• **Data shown**:

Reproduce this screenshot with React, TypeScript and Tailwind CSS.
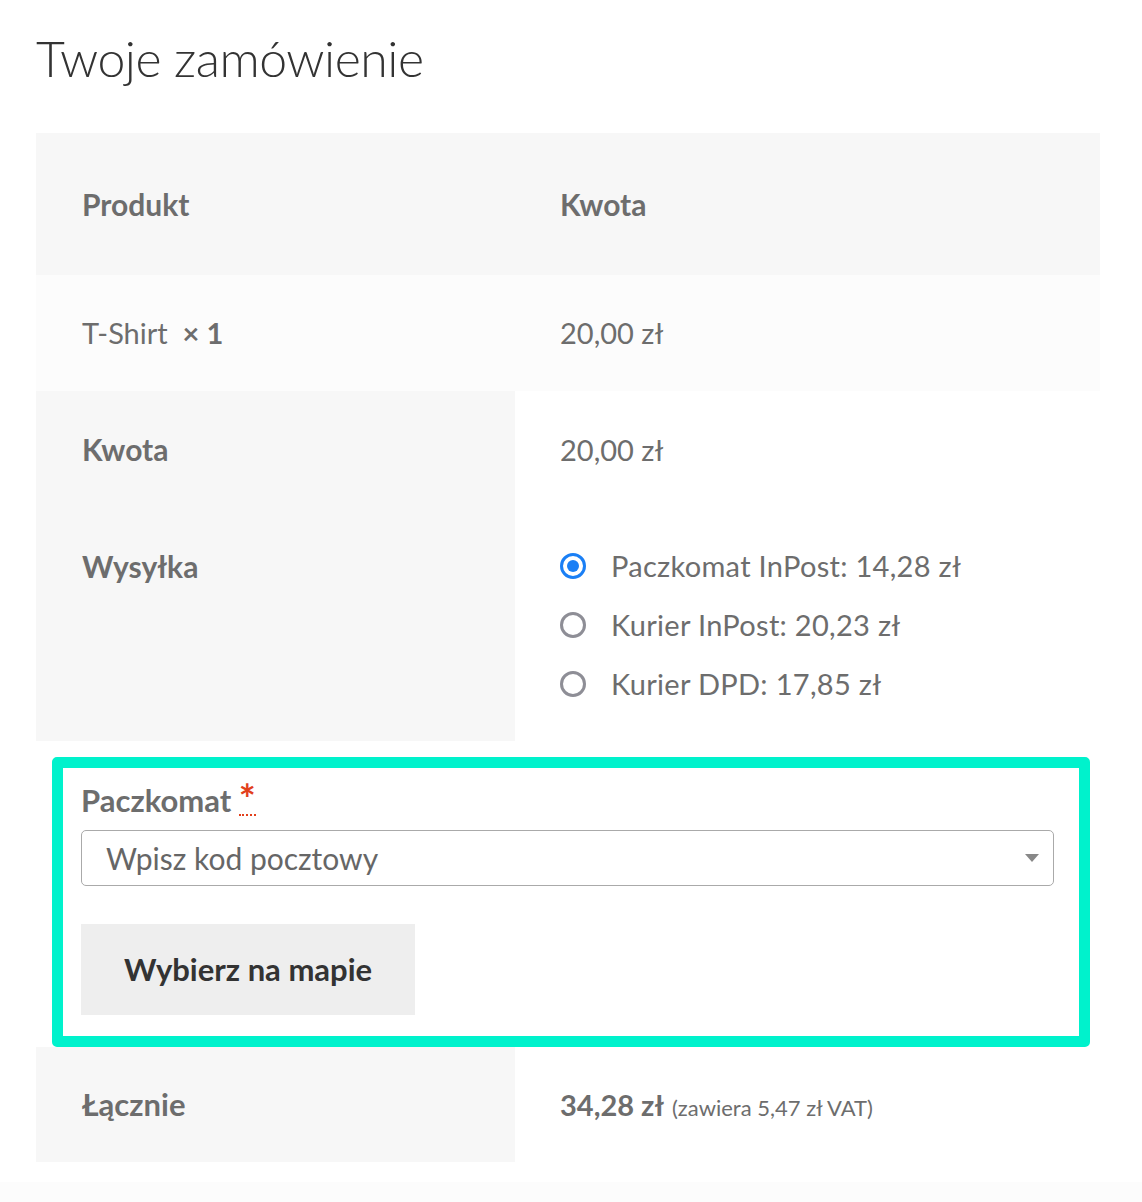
import React from "react";

function Radio({ checked }: { checked?: boolean }) {
  return checked ? (
    <span className="w-[26px] h-[26px] rounded-full border-[3px] border-[#1a7ff5] flex items-center justify-center shrink-0">
      <span className="w-[12px] h-[12px] rounded-full bg-[#1a7ff5]" />
    </span>
  ) : (
    <span className="w-[26px] h-[26px] rounded-full border-[3px] border-[#8e8e96] shrink-0" />
  );
}

export default function App() {
  const options = [
    { label: "Paczkomat InPost: 14,28 zł", checked: true },
    { label: "Kurier InPost: 20,23 zł" },
    { label: "Kurier DPD: 17,85 zł" },
  ];
  return (
    <div className="min-h-[1202px] flex flex-col bg-white font-['Lato',sans-serif] text-[#6d6d6d]">
      <div className="px-[36px] w-[1100px]">
        <h3 className="h-[133px] pt-[28px] text-[50px] leading-[60px] font-light text-[#333] tracking-[-0.5px]">
          Twoje zamówienie
        </h3>
        <div className="w-[1064px] text-[29px]">
          <div className="grid grid-cols-[479px_1fr] h-[142px] bg-[#f7f7f7] font-bold text-[30px] items-center">
            <div className="pl-[46px]">Produkt</div>
            <div className="pl-[45px]">Kwota</div>
          </div>
          <div className="grid grid-cols-[479px_1fr] h-[116px] bg-[#fcfcfc] items-center">
            <div className="pl-[46px]">
              T-Shirt&nbsp; <strong className="font-bold">× 1</strong>
            </div>
            <div className="pl-[45px]">20,00 zł</div>
          </div>
          <div className="grid grid-cols-[479px_1fr] h-[117px] items-center">
            <div className="h-full bg-[#f7f7f7] pl-[46px] font-bold text-[30px] flex items-center">Kwota</div>
            <div className="pl-[45px]">20,00 zł</div>
          </div>
          <div className="grid grid-cols-[479px_1fr] h-[233px]">
            <div className="h-full bg-[#f7f7f7] pl-[46px] pt-[38px] font-bold text-[30px]">
              <div className="h-[40px] flex items-center">Wysyłka</div>
            </div>
            <div className="pl-[45px] pt-[38px] flex flex-col gap-[19px]">
              {options.map((o) => (
                <label key={o.label} className="h-[40px] flex items-center gap-[25px]">
                  <Radio checked={o.checked} />
                  <span className="tracking-[0.3px]">{o.label}</span>
                </label>
              ))}
            </div>
          </div>
          <div className="pt-[16px] pl-[16px] pr-[10px]">
            <div className="border-[11px] border-[#00f2cc] rounded-[5px] bg-white pt-[14px] pb-[21px] pl-[18px] pr-[25px] text-[30px]">
              <div className="h-[36px] flex items-center font-bold text-[31px]">
                Paczkomat&nbsp;
                <abbr className="text-[#e2401c] no-underline border-b-2 border-dotted border-[#e2401c] leading-[30px] self-start mt-[2px] h-[32px] text-[40px]" title="wymagane">
                  *
                </abbr>
              </div>
              <div className="mt-[12px] h-[56px] border border-[#aaa] rounded-[5px] flex items-center justify-between pl-[24px] pr-[14px]">
                <span className="text-[#666]">Wpisz kod pocztowy</span>
                <svg width="14" height="8" viewBox="0 0 14 8">
                  <path d="M0 0 L14 0 L7 8 Z" fill="#888" />
                </svg>
              </div>
              <button className="mt-[38px] w-[334px] h-[91px] bg-[#eeeeee] text-[#333] font-bold text-[31px] flex items-center justify-center">
                Wybierz na mapie
              </button>
            </div>
          </div>
          <div className="grid grid-cols-[479px_1fr] h-[115px] items-center">
            <div className="h-full bg-[#f7f7f7] pl-[46px] font-bold text-[31px] flex items-center">Łącznie</div>
            <div className="pl-[45px] flex items-baseline gap-[8px]">
              <strong className="font-bold">34,28 zł</strong>
              <small className="text-[22px]">(zawiera 5,47 zł VAT)</small>
            </div>
          </div>
        </div>
      </div>
      <div className="h-[20px] mt-[20px] bg-[#fcfcfc] flex-1" />
    </div>
  );
}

• **Written exercise**: Where a line of the data holds "React", show that line.

• **Solved problem**:
Reproduce this screenshot with React, TypeScript and Tailwind CSS.
import React from "react";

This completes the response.